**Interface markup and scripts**
++++++++++

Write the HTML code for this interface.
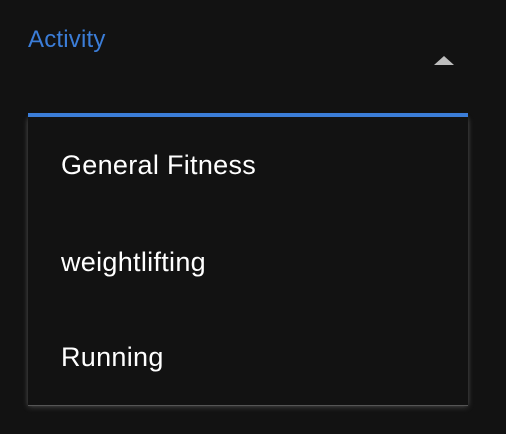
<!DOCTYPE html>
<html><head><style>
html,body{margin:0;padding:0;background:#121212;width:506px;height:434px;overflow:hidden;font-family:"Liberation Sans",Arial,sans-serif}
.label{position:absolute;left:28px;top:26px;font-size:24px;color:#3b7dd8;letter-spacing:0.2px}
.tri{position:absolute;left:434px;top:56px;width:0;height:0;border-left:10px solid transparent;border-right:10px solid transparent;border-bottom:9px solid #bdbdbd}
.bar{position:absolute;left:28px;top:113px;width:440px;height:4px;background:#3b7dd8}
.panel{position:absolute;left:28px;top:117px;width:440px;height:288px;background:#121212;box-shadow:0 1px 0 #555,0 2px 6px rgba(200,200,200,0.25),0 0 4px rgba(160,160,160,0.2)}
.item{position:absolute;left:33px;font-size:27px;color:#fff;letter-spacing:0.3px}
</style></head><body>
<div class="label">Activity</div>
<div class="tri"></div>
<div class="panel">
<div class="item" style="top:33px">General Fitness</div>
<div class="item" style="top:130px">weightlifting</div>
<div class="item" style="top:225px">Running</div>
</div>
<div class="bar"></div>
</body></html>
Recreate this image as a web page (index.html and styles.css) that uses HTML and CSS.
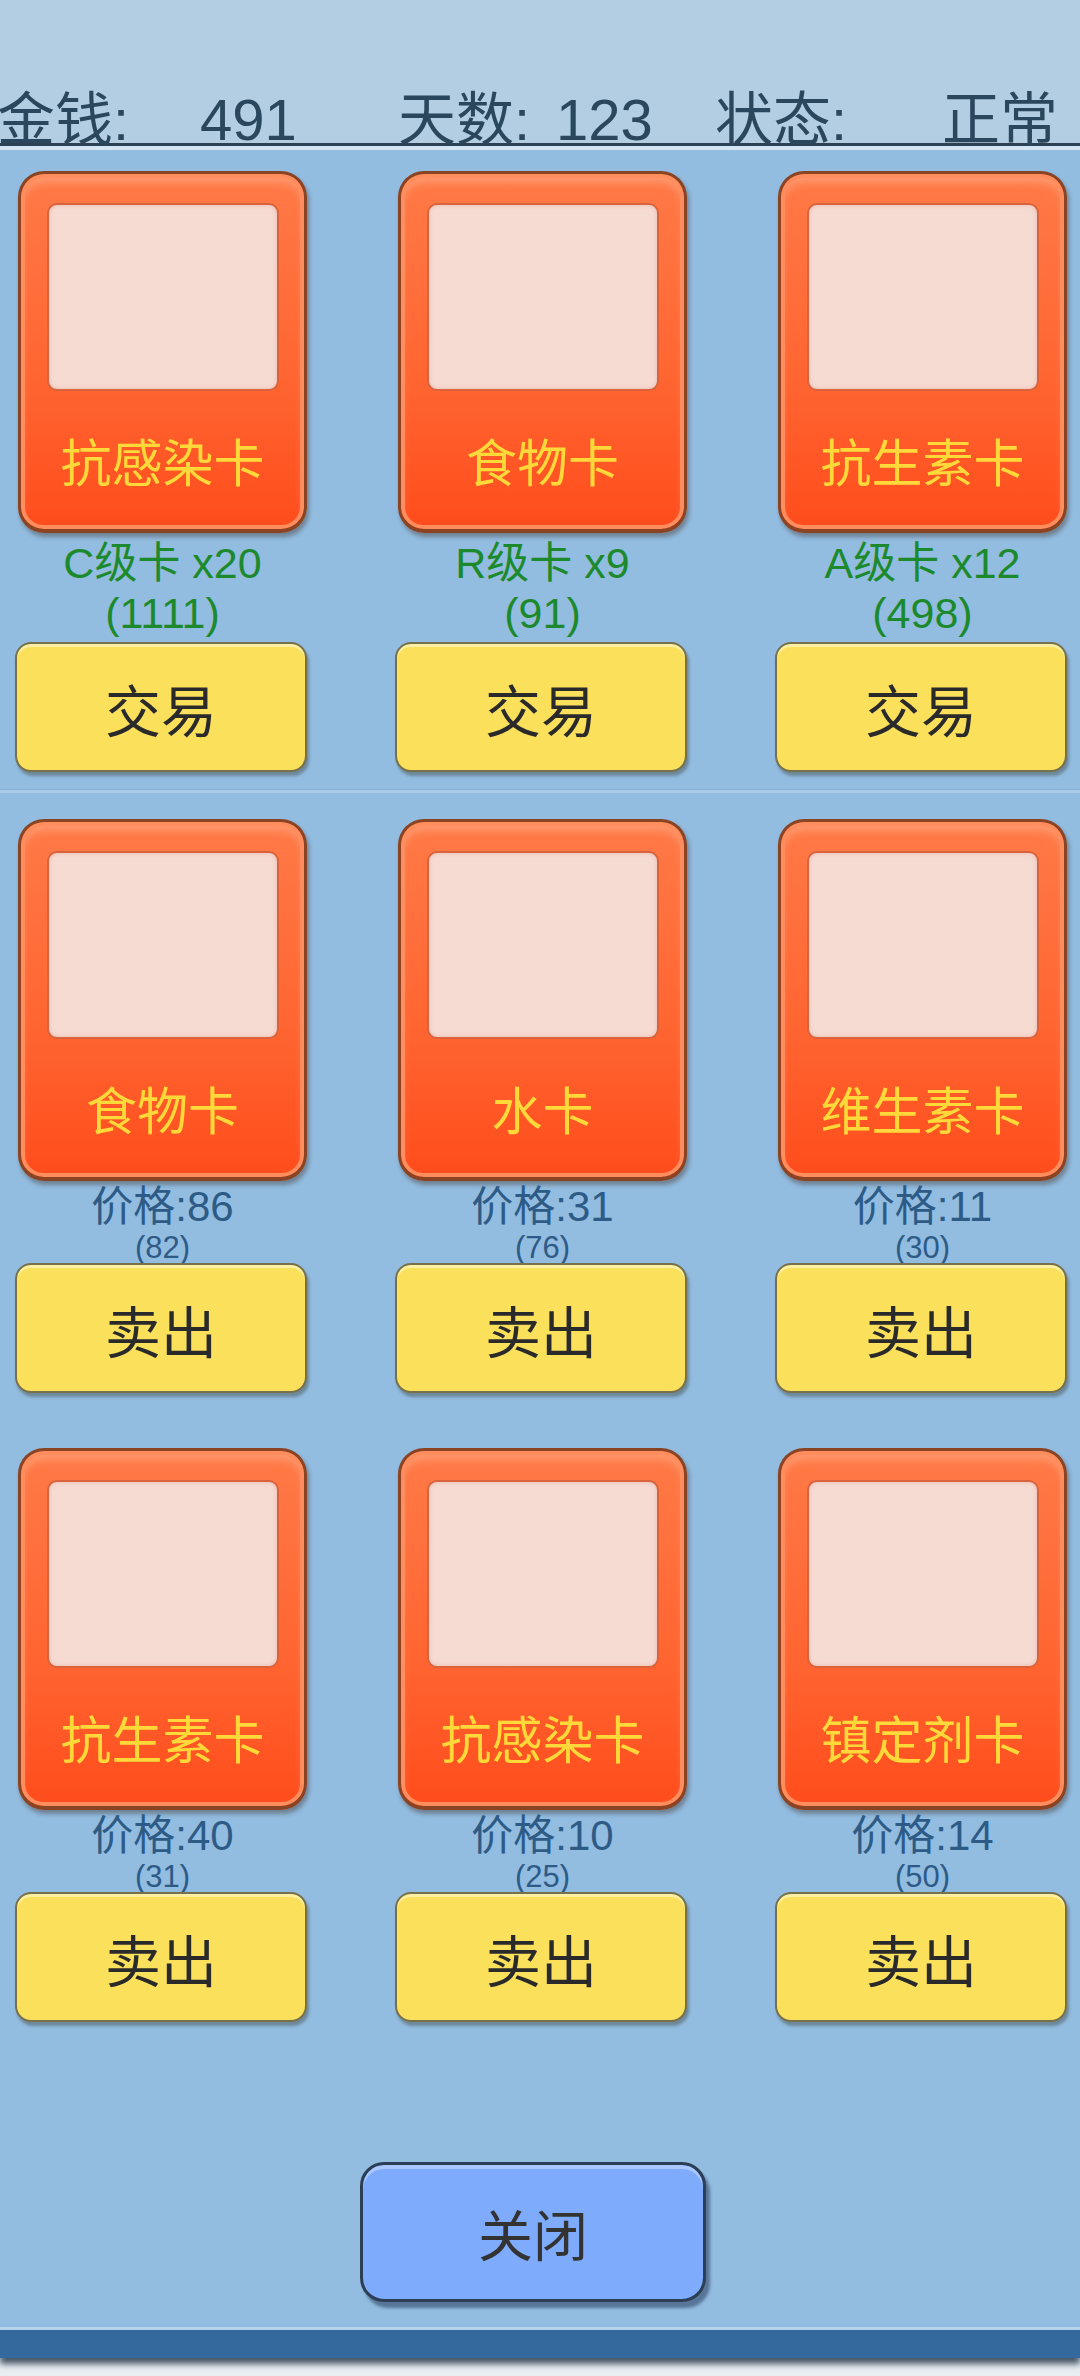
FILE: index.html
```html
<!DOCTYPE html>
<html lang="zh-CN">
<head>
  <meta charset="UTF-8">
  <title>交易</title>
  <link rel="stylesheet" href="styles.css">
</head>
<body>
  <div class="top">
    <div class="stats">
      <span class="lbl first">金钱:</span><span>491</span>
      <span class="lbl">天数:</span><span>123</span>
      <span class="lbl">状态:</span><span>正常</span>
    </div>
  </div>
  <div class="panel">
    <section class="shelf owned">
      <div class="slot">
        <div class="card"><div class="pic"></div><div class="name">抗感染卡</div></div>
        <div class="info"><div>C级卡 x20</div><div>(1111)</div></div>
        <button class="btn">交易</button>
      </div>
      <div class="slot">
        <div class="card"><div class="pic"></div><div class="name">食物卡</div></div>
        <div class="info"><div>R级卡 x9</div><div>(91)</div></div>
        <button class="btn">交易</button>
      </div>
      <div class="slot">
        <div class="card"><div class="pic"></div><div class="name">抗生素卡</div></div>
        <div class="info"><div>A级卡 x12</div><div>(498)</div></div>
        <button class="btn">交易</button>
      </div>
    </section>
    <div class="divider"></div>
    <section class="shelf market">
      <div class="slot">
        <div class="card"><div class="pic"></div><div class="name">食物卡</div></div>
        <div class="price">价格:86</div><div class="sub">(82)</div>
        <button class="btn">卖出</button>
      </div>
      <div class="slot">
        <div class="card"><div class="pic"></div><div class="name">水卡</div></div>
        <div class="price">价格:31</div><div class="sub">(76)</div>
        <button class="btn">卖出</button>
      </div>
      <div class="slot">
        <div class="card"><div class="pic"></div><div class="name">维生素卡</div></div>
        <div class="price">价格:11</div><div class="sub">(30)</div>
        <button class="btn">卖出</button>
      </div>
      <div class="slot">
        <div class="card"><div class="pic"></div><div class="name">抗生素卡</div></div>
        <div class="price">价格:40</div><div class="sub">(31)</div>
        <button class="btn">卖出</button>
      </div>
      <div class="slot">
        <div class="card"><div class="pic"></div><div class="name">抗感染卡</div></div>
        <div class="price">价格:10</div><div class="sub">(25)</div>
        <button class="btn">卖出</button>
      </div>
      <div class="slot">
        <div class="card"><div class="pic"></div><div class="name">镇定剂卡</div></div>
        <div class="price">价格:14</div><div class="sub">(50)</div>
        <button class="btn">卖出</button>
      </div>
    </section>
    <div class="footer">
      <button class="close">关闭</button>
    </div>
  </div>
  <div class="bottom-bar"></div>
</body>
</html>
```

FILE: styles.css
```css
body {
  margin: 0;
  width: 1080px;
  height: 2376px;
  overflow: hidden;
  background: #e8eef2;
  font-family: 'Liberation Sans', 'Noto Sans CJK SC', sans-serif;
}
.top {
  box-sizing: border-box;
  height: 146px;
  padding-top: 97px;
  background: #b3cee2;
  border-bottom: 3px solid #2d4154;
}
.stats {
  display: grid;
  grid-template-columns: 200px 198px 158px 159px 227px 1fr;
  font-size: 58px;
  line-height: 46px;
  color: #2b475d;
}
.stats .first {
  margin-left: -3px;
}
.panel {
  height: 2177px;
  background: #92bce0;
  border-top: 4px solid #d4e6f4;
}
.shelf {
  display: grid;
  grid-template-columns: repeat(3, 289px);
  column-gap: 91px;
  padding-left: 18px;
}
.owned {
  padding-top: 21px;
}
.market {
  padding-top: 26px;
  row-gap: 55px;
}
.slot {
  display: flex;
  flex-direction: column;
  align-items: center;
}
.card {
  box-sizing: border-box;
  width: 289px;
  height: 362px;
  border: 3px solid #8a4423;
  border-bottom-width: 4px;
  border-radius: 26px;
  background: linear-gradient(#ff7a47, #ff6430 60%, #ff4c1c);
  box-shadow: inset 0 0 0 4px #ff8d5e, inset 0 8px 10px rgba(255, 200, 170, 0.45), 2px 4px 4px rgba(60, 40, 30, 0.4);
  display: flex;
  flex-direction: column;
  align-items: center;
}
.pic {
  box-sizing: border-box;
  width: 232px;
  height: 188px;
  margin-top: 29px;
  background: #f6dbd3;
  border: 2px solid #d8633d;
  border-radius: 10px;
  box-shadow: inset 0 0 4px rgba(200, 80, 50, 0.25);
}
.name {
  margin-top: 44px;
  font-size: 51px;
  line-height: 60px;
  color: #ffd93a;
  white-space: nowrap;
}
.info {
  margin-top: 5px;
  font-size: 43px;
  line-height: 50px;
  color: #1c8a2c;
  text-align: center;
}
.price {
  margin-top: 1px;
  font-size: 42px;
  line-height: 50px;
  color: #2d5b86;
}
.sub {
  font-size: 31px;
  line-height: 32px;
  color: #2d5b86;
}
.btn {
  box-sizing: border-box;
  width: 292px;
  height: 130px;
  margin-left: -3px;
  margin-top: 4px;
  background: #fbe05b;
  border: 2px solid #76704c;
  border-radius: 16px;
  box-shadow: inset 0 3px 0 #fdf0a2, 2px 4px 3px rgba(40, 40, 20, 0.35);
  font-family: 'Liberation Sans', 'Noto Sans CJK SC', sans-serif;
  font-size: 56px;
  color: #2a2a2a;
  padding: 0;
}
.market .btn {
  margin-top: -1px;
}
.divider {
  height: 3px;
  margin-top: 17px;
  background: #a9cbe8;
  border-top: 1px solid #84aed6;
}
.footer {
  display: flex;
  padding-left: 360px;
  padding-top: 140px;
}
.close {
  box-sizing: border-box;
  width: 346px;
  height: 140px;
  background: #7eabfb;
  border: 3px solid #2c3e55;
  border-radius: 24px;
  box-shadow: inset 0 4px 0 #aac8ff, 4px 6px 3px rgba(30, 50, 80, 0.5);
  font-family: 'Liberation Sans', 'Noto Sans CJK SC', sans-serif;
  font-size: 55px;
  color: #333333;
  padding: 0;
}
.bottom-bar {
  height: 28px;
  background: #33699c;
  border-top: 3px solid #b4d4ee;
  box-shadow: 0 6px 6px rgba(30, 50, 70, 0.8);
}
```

++++++++++

**Given instruction**
Output the records above exactly as they are, leaving out the pictures.

**Result of this exercise**
Write the HTML code for this interface.
<!DOCTYPE html>
<html><head><style>
html,body{margin:0;padding:0;background:#121212;width:506px;height:434px;overflow:hidden;font-family:"Liberation Sans",Arial,sans-serif}
.label{position:absolute;left:28px;top:26px;font-size:24px;color:#3b7dd8;letter-spacing:0.2px}
.tri{position:absolute;left:434px;top:56px;width:0;height:0;border-left:10px solid transparent;border-right:10px solid transparent;border-bottom:9px solid #bdbdbd}
.bar{position:absolute;left:28px;top:113px;width:440px;height:4px;background:#3b7dd8}
.panel{position:absolute;left:28px;top:117px;width:440px;height:288px;background:#121212;box-shadow:0 1px 0 #555,0 2px 6px rgba(200,200,200,0.25),0 0 4px rgba(160,160,160,0.2)}
.item{position:absolute;left:33px;font-size:27px;color:#fff;letter-spacing:0.3px}
</style></head><body>
<div class="label">Activity</div>
<div class="tri"></div>
<div class="panel">
<div class="item" style="top:33px">General Fitness</div>
<div class="item" style="top:130px">weightlifting</div>
<div class="item" style="top:225px">Running</div>
</div>
<div class="bar"></div>
</body></html>
Recreate this image as a web page (index.html and styles.css) that uses HTML and CSS.
FILE: index.html
```html
<!DOCTYPE html>
<html lang="zh-CN">
<head>
  <meta charset="UTF-8">
  <title>交易</title>
  <link rel="stylesheet" href="styles.css">
</head>
<body>
  <div class="top">
    <div class="stats">
      <span class="lbl first">金钱:</span><span>491</span>
      <span class="lbl">天数:</span><span>123</span>
      <span class="lbl">状态:</span><span>正常</span>
    </div>
  </div>
  <div class="panel">
    <section class="shelf owned">
      <div class="slot">
        <div class="card"><div class="pic"></div><div class="name">抗感染卡</div></div>
        <div class="info"><div>C级卡 x20</div><div>(1111)</div></div>
        <button class="btn">交易</button>
      </div>
      <div class="slot">
        <div class="card"><div class="pic"></div><div class="name">食物卡</div></div>
        <div class="info"><div>R级卡 x9</div><div>(91)</div></div>
        <button class="btn">交易</button>
      </div>
      <div class="slot">
        <div class="card"><div class="pic"></div><div class="name">抗生素卡</div></div>
        <div class="info"><div>A级卡 x12</div><div>(498)</div></div>
        <button class="btn">交易</button>
      </div>
    </section>
    <div class="divider"></div>
    <section class="shelf market">
      <div class="slot">
        <div class="card"><div class="pic"></div><div class="name">食物卡</div></div>
        <div class="price">价格:86</div><div class="sub">(82)</div>
        <button class="btn">卖出</button>
      </div>
      <div class="slot">
        <div class="card"><div class="pic"></div><div class="name">水卡</div></div>
        <div class="price">价格:31</div><div class="sub">(76)</div>
        <button class="btn">卖出</button>
      </div>
      <div class="slot">
        <div class="card"><div class="pic"></div><div class="name">维生素卡</div></div>
        <div class="price">价格:11</div><div class="sub">(30)</div>
        <button class="btn">卖出</button>
      </div>
      <div class="slot">
        <div class="card"><div class="pic"></div><div class="name">抗生素卡</div></div>
        <div class="price">价格:40</div><div class="sub">(31)</div>
        <button class="btn">卖出</button>
      </div>
      <div class="slot">
        <div class="card"><div class="pic"></div><div class="name">抗感染卡</div></div>
        <div class="price">价格:10</div><div class="sub">(25)</div>
        <button class="btn">卖出</button>
      </div>
      <div class="slot">
        <div class="card"><div class="pic"></div><div class="name">镇定剂卡</div></div>
        <div class="price">价格:14</div><div class="sub">(50)</div>
        <button class="btn">卖出</button>
      </div>
    </section>
    <div class="footer">
      <button class="close">关闭</button>
    </div>
  </div>
  <div class="bottom-bar"></div>
</body>
</html>
```

FILE: styles.css
```css
body {
  margin: 0;
  width: 1080px;
  height: 2376px;
  overflow: hidden;
  background: #e8eef2;
  font-family: 'Liberation Sans', 'Noto Sans CJK SC', sans-serif;
}
.top {
  box-sizing: border-box;
  height: 146px;
  padding-top: 97px;
  background: #b3cee2;
  border-bottom: 3px solid #2d4154;
}
.stats {
  display: grid;
  grid-template-columns: 200px 198px 158px 159px 227px 1fr;
  font-size: 58px;
  line-height: 46px;
  color: #2b475d;
}
.stats .first {
  margin-left: -3px;
}
.panel {
  height: 2177px;
  background: #92bce0;
  border-top: 4px solid #d4e6f4;
}
.shelf {
  display: grid;
  grid-template-columns: repeat(3, 289px);
  column-gap: 91px;
  padding-left: 18px;
}
.owned {
  padding-top: 21px;
}
.market {
  padding-top: 26px;
  row-gap: 55px;
}
.slot {
  display: flex;
  flex-direction: column;
  align-items: center;
}
.card {
  box-sizing: border-box;
  width: 289px;
  height: 362px;
  border: 3px solid #8a4423;
  border-bottom-width: 4px;
  border-radius: 26px;
  background: linear-gradient(#ff7a47, #ff6430 60%, #ff4c1c);
  box-shadow: inset 0 0 0 4px #ff8d5e, inset 0 8px 10px rgba(255, 200, 170, 0.45), 2px 4px 4px rgba(60, 40, 30, 0.4);
  display: flex;
  flex-direction: column;
  align-items: center;
}
.pic {
  box-sizing: border-box;
  width: 232px;
  height: 188px;
  margin-top: 29px;
  background: #f6dbd3;
  border: 2px solid #d8633d;
  border-radius: 10px;
  box-shadow: inset 0 0 4px rgba(200, 80, 50, 0.25);
}
.name {
  margin-top: 44px;
  font-size: 51px;
  line-height: 60px;
  color: #ffd93a;
  white-space: nowrap;
}
.info {
  margin-top: 5px;
  font-size: 43px;
  line-height: 50px;
  color: #1c8a2c;
  text-align: center;
}
.price {
  margin-top: 1px;
  font-size: 42px;
  line-height: 50px;
  color: #2d5b86;
}
.sub {
  font-size: 31px;
  line-height: 32px;
  color: #2d5b86;
}
.btn {
  box-sizing: border-box;
  width: 292px;
  height: 130px;
  margin-left: -3px;
  margin-top: 4px;
  background: #fbe05b;
  border: 2px solid #76704c;
  border-radius: 16px;
  box-shadow: inset 0 3px 0 #fdf0a2, 2px 4px 3px rgba(40, 40, 20, 0.35);
  font-family: 'Liberation Sans', 'Noto Sans CJK SC', sans-serif;
  font-size: 56px;
  color: #2a2a2a;
  padding: 0;
}
.market .btn {
  margin-top: -1px;
}
.divider {
  height: 3px;
  margin-top: 17px;
  background: #a9cbe8;
  border-top: 1px solid #84aed6;
}
.footer {
  display: flex;
  padding-left: 360px;
  padding-top: 140px;
}
.close {
  box-sizing: border-box;
  width: 346px;
  height: 140px;
  background: #7eabfb;
  border: 3px solid #2c3e55;
  border-radius: 24px;
  box-shadow: inset 0 4px 0 #aac8ff, 4px 6px 3px rgba(30, 50, 80, 0.5);
  font-family: 'Liberation Sans', 'Noto Sans CJK SC', sans-serif;
  font-size: 55px;
  color: #333333;
  padding: 0;
}
.bottom-bar {
  height: 28px;
  background: #33699c;
  border-top: 3px solid #b4d4ee;
  box-shadow: 0 6px 6px rgba(30, 50, 70, 0.8);
}
```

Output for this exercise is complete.